Until early 2011, Aflac allowed the stacking of two of their plans, but that is no longer the case — the applicant must choose one or the other (I’ve noticed some competitor sites have not been updated to reflect this change). People who were smart enough to obtain both policies can keep them. ICU coverage may and should be added, either as a separate plan (Aflac) or rider (Humana).
It is possible to stack a plan from another company as well, e.g. Humana. However, these plans are disappearing (because they work!). Case in point – Utah. Humana no longer offers its Hospital Cash Plan in Utah. An Aflac plan may be obtained in Utah through a payroll account, but it may not include the initial hospitalization rider, wherein lies most of the benefit for a short period of confinement. Otherwise, for a Utahn to obtain a supplemental plan with significant maternity benefits, she would need to be on an Aflac group account outside of Utah; or have obtained the plan (Aflac or Humana) while a resident of another state*. This raises another issue – that of dropping the plan either intentionally or unintentionally.

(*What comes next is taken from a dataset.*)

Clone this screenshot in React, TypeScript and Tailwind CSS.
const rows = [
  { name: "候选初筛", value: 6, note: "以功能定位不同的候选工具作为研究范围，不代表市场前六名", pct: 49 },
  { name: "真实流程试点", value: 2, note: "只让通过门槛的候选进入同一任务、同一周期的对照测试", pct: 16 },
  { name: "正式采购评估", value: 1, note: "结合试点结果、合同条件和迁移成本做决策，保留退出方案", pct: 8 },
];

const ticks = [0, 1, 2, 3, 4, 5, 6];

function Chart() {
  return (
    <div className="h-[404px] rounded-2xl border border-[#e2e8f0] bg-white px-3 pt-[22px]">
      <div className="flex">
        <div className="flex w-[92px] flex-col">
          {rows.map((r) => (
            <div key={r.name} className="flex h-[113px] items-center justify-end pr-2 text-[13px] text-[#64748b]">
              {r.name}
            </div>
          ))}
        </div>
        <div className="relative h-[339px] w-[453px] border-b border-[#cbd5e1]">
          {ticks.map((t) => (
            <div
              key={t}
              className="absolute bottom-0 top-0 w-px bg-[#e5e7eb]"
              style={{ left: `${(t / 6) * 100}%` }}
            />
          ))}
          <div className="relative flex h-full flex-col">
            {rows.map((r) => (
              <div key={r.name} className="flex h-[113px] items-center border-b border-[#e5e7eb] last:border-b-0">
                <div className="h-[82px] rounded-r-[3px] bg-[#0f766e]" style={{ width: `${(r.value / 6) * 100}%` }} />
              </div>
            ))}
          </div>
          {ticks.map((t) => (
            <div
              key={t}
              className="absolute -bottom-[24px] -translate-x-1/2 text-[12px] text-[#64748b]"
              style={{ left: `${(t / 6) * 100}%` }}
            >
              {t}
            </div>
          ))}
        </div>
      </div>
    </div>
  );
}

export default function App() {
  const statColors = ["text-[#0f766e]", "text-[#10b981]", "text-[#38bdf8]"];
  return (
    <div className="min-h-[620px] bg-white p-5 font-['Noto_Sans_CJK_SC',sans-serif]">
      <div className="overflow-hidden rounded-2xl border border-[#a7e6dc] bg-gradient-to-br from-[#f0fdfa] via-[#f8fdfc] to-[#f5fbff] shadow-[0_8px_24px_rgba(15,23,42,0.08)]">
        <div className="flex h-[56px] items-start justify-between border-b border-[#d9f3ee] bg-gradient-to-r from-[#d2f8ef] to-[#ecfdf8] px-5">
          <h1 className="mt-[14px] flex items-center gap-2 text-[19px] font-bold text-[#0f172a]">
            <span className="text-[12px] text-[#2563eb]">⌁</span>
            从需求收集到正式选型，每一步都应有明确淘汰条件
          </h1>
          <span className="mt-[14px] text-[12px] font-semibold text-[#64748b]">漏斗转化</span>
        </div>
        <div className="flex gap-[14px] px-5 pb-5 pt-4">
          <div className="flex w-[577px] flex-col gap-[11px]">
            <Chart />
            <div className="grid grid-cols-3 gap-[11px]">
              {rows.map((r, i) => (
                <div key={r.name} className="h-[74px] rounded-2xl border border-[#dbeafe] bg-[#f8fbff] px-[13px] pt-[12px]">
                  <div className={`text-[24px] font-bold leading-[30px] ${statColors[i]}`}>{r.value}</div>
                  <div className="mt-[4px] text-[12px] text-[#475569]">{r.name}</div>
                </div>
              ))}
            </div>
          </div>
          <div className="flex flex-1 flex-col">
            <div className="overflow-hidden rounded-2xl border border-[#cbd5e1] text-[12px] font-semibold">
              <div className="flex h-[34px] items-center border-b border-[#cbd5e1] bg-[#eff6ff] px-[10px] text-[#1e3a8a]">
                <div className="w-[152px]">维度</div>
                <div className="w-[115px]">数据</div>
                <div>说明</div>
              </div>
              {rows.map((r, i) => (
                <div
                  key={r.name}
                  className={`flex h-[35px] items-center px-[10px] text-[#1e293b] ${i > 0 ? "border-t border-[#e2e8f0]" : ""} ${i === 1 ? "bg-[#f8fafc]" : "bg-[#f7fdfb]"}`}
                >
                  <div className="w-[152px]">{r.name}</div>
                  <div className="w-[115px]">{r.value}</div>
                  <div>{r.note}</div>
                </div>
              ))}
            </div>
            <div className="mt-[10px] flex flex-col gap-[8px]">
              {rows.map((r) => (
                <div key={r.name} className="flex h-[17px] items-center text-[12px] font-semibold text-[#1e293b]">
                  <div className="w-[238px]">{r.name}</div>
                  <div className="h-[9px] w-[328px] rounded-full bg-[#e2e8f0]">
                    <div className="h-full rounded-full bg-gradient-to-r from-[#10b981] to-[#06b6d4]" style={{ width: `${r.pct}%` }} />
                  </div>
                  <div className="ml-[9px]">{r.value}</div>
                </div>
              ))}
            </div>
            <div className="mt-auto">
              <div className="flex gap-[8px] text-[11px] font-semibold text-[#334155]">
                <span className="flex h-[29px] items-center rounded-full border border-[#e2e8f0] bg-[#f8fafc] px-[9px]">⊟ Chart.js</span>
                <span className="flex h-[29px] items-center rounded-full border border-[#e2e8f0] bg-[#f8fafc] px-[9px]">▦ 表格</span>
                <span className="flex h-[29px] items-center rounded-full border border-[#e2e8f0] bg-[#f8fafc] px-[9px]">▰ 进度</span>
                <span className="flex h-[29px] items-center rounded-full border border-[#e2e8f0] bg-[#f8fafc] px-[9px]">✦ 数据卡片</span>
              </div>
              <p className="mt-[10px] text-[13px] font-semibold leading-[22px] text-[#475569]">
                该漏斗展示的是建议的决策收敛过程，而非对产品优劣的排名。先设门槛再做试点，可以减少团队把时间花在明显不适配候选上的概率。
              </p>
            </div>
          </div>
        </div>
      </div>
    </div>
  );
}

It is imperative to work with your producer (agent) in order to make informed decisions. Some people cancel or lapse their plans after delivery without considering the consequences. Once obtained the policies may be kept for as long as the policyholder wants. Aflac policies obtained via payroll deduction may be ported with no change in premium. But should the insured cancel, it is not guaranteed that the insured could obtain the policy again. This is especially important if the newborn was admitted to the NICU. Depending on the situation, that child might not qualify for that supplemental policy again. Likewise, the child might have a hard time getting major medical or life insurance coverage, which elevates the importance of the supplement policy the child could have kept.
Bottom line: plan ahead and consult your producer before making changes to your plans (or moving to Utah).
* Not available in all states, and the list changes – another reason to work with an appropriately licensed producer.